Of the lines in the records that follow, how many include the word "screenshot"? Answer with a bare number.

— BEGIN Record set —

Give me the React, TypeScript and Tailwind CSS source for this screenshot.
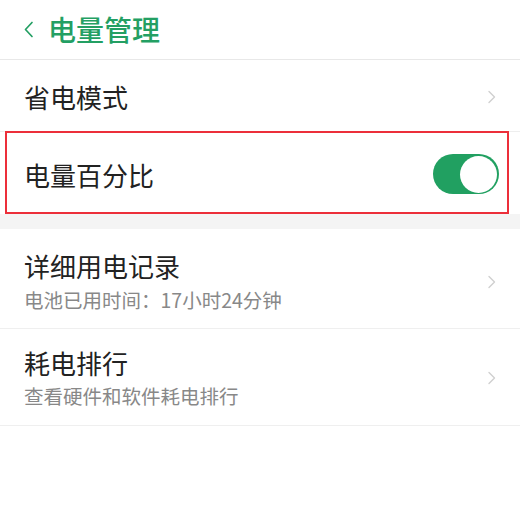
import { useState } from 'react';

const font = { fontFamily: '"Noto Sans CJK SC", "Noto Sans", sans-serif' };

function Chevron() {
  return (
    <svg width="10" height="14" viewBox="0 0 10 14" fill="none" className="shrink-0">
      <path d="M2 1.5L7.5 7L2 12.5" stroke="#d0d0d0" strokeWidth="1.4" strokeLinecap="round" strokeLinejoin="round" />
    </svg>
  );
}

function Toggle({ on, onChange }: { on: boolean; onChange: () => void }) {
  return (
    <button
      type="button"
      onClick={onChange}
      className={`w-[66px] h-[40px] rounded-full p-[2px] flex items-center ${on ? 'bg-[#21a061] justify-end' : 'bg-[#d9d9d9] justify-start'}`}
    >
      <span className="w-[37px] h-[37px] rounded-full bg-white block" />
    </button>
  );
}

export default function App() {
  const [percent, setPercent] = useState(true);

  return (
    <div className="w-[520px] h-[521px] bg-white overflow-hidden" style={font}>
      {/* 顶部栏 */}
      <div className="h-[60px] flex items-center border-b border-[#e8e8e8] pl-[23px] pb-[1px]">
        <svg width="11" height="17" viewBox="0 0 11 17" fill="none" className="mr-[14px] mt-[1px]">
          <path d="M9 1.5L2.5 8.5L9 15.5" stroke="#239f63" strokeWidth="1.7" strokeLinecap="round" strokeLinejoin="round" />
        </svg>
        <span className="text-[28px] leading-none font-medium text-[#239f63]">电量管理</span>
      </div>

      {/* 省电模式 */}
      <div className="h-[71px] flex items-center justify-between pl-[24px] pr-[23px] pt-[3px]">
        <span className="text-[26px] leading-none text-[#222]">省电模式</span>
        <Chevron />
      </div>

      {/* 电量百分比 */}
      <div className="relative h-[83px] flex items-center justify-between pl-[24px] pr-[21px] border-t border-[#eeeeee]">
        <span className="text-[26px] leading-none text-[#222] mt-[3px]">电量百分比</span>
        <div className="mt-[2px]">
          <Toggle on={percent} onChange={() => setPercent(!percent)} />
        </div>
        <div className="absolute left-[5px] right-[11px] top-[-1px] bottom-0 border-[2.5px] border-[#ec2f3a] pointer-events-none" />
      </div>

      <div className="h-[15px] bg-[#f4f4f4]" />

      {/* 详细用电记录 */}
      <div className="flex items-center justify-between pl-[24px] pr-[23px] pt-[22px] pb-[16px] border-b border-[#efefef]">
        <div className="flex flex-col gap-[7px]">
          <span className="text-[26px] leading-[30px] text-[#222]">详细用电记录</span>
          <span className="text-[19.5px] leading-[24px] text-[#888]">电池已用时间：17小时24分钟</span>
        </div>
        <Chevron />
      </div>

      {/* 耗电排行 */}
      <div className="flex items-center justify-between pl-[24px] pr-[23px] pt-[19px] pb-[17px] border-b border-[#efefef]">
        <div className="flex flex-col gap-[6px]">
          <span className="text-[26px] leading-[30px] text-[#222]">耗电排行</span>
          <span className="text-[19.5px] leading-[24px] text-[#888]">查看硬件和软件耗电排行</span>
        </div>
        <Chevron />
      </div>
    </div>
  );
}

— END Record set —
— BEGIN Record set —

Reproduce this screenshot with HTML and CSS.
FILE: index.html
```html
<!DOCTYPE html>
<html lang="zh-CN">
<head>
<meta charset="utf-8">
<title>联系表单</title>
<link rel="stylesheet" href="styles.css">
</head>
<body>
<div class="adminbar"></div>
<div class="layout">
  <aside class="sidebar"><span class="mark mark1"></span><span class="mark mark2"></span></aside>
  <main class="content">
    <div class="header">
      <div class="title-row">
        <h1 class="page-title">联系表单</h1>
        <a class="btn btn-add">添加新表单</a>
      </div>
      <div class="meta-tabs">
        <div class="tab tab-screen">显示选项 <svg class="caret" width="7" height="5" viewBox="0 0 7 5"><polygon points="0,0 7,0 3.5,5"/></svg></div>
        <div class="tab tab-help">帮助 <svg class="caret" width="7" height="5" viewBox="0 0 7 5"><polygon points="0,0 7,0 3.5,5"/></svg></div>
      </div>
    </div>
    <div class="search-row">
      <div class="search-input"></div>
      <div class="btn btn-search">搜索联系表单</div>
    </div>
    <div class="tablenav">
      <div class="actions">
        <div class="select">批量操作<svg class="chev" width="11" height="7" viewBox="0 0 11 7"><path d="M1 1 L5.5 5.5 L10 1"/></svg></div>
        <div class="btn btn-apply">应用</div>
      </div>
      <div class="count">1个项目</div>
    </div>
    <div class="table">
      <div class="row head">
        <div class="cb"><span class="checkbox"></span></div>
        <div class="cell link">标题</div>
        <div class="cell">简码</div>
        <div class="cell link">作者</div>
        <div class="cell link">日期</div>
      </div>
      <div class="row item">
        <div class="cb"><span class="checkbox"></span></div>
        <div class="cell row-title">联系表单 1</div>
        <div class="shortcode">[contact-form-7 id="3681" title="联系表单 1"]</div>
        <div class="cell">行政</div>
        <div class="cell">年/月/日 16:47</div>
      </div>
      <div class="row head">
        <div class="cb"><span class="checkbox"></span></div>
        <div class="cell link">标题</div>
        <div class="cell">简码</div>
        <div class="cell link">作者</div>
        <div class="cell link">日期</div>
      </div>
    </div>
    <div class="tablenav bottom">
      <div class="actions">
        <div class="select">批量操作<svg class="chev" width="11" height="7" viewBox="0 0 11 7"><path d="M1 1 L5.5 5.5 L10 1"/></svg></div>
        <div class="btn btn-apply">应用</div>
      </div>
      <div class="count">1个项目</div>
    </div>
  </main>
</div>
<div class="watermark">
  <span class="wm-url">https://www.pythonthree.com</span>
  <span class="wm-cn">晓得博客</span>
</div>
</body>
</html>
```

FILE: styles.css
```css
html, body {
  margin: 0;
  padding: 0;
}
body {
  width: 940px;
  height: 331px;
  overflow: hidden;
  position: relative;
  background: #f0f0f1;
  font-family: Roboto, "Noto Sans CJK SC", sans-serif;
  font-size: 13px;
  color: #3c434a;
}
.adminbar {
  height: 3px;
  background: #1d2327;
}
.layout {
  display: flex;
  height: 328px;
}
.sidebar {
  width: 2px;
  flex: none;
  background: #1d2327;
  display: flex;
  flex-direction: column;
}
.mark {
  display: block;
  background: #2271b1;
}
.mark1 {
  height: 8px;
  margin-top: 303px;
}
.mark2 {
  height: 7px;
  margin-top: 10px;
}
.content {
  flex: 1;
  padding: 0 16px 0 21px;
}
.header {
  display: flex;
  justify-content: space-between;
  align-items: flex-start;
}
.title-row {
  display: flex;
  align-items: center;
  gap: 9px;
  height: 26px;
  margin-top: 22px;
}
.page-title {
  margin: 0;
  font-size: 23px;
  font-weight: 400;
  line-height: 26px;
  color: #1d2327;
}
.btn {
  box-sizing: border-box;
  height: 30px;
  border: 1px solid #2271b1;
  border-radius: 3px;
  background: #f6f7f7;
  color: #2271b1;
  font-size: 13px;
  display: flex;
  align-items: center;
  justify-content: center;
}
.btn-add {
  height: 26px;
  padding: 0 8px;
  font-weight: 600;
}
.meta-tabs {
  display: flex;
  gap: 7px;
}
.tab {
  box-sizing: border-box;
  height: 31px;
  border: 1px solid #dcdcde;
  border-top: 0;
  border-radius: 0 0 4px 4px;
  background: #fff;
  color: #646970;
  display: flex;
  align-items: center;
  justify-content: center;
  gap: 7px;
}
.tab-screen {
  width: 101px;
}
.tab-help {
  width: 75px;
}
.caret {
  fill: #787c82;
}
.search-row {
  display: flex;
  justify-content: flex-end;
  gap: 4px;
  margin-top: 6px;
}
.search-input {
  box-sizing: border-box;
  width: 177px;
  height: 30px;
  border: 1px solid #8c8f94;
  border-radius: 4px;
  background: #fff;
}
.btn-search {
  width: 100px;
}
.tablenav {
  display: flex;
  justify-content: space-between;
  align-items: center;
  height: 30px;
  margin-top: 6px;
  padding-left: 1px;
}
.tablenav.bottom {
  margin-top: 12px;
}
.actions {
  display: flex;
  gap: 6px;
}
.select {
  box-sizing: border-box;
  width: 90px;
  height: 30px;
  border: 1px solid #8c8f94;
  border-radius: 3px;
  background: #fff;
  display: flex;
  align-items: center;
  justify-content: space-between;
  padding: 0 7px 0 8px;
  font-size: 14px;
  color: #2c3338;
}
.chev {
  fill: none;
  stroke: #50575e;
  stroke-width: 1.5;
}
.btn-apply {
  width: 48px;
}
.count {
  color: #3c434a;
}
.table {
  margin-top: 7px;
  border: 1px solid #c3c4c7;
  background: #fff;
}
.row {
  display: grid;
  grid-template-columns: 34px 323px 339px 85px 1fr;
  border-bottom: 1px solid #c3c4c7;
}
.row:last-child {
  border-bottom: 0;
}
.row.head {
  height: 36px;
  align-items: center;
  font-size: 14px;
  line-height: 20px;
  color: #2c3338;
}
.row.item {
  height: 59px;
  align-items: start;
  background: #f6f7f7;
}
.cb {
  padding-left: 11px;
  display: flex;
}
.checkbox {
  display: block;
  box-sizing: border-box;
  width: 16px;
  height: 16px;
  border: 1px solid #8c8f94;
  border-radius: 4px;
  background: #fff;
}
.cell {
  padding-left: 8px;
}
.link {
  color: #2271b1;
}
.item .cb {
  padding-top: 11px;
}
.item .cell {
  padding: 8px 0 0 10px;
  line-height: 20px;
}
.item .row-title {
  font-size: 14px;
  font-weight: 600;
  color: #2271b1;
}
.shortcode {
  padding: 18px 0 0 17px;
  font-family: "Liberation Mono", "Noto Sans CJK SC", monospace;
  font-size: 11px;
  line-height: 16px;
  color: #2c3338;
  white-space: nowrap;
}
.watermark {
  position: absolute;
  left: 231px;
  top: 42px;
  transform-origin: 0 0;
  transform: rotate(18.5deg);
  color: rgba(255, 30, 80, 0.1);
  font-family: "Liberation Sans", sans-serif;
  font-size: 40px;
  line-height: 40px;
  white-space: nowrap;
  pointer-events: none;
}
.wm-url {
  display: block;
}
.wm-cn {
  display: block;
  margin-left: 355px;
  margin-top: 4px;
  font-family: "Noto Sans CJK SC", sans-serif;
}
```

— END Record set —
— BEGIN Record set —

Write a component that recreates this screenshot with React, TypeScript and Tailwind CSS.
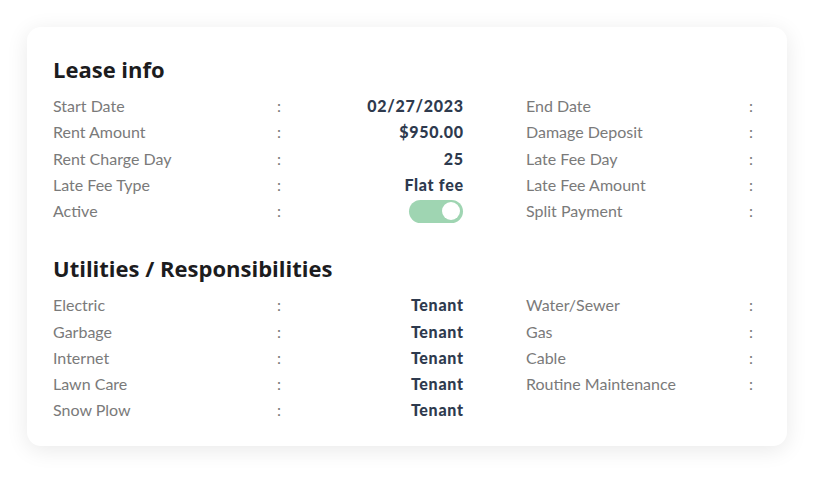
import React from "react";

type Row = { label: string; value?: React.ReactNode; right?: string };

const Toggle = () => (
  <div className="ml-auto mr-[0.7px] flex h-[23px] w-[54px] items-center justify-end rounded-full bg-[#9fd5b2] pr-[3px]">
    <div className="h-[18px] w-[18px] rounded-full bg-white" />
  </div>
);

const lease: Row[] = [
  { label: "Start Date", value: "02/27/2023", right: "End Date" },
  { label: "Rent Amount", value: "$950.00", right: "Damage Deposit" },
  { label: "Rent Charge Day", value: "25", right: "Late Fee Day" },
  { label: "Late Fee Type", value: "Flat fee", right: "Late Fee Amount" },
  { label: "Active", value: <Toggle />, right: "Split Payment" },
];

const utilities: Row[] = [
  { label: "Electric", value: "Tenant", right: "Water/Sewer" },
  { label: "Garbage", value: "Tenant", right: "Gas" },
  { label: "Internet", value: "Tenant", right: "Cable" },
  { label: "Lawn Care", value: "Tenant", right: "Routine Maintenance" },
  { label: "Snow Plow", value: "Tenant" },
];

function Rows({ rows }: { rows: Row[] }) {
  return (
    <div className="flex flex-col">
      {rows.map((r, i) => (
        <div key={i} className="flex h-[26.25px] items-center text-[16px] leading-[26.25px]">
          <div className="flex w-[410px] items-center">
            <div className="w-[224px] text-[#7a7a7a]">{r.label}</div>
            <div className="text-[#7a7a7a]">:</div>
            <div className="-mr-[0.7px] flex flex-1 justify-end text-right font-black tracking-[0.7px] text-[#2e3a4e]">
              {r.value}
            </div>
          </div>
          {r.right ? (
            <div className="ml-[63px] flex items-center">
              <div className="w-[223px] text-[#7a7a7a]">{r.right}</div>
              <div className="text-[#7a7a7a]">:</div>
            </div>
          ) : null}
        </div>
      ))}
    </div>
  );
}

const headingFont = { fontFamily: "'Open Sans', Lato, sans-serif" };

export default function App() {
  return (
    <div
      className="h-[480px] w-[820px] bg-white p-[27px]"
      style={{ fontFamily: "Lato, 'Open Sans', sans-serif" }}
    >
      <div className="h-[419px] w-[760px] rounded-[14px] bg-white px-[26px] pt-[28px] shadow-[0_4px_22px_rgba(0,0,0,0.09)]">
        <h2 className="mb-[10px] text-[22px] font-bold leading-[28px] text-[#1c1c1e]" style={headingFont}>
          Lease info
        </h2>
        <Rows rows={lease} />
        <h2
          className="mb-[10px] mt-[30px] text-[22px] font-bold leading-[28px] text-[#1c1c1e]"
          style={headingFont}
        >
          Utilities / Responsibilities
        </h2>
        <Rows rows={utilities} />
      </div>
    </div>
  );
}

— END Record set —

• [Expected output]:
3